■ TASK DESCRIPTION ■
Reply with only the number of lines that contain the string "this".

■ RECORDS SUPPLIED ■

+++++

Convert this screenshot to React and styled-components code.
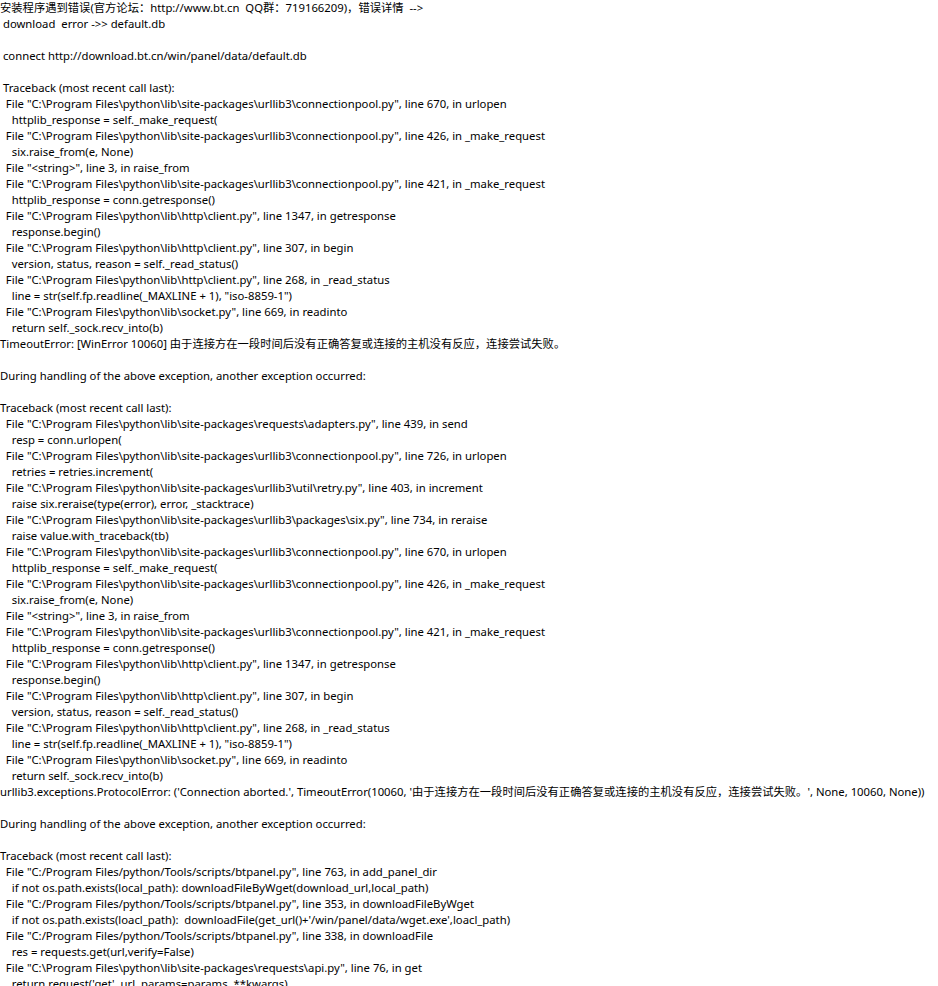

+++++

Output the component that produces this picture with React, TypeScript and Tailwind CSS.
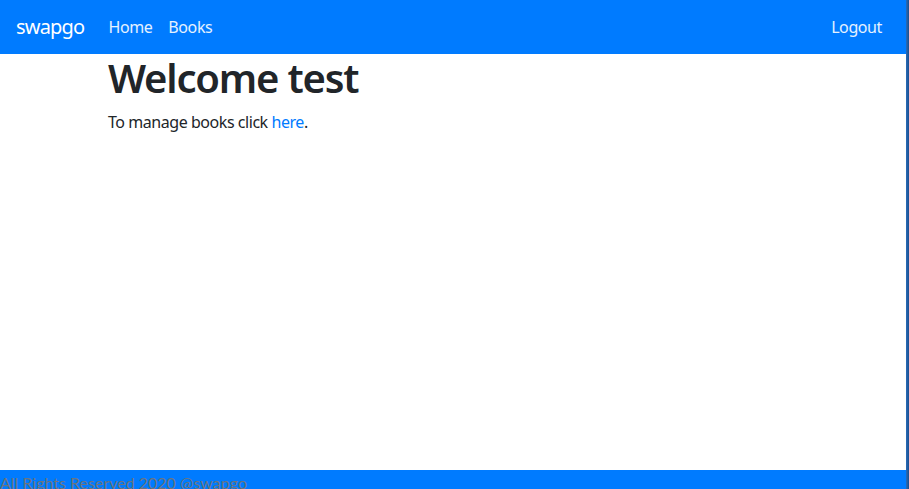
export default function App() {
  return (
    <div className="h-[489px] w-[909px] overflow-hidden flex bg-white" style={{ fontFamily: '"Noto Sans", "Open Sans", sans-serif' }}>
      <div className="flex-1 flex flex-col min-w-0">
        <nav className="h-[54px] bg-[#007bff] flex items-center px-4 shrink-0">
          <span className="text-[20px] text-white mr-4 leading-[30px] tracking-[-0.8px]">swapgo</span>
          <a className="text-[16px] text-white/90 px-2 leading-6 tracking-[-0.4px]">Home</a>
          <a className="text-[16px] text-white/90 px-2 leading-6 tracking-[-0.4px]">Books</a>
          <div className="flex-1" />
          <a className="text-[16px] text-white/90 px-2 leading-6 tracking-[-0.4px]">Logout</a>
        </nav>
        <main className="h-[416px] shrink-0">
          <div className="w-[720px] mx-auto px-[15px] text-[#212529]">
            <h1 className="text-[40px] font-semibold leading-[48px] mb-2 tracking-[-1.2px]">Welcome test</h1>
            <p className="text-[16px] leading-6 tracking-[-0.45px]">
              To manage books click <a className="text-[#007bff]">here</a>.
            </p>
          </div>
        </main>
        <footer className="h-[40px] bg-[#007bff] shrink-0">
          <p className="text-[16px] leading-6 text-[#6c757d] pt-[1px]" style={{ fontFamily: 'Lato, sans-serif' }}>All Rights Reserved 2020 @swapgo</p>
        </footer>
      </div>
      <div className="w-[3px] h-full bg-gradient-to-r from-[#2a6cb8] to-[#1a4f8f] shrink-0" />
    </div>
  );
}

+++++

■ OUTPUT BELOW ■
2